Com essas palavras, Jefferson Hope reclinou-se na cadeira e iniciou sua extraordinária narrativa. Falava de modo calmo e metódico, como se os episódios que narrava fossem comuns. Posso atestar a precisão do que foi dito, porque tive acesso ao caderno de Lestrade, no qual as palavras do prisioneiro foram registradas tal qual foram proferidas.
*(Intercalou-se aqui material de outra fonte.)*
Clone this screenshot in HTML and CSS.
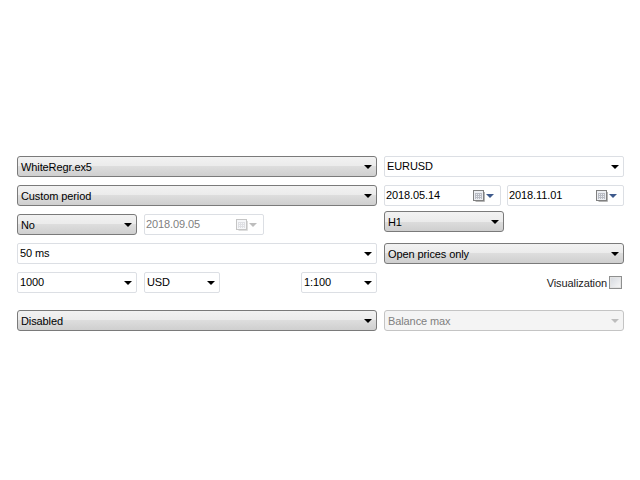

- Não lhes interessa saber a razão pela qual eu odiava esses homens - disse ele. - Basta saber que eram culpados da morte de dois seres humanos, pai e filha, e que, por isso, já tinham perdido o direito à própria vida. Depois de todo o tempo transcorrido após o crime, era impossível para mim apresentar queixa contra eles em qualquer tribunal. No entanto eu sabia que eram culpados e decidi ser o juiz, os jurados e o executor deles ao mesmo tempo. Os senhores teriam feito o mesmo, se, sendo dotados de sentimento humano, estivessem em meu lugar.
“A moça de quem falei ia casar-se comigo, há vinte anos, mas foi obrigada a tornar-se esposa de Drebber, o que a aniquilou. Retirei a aliança de seu dedo de morta jurando que os últimos pensamentos de Drebber seriam sobre o crime pelo qual morreria castigado.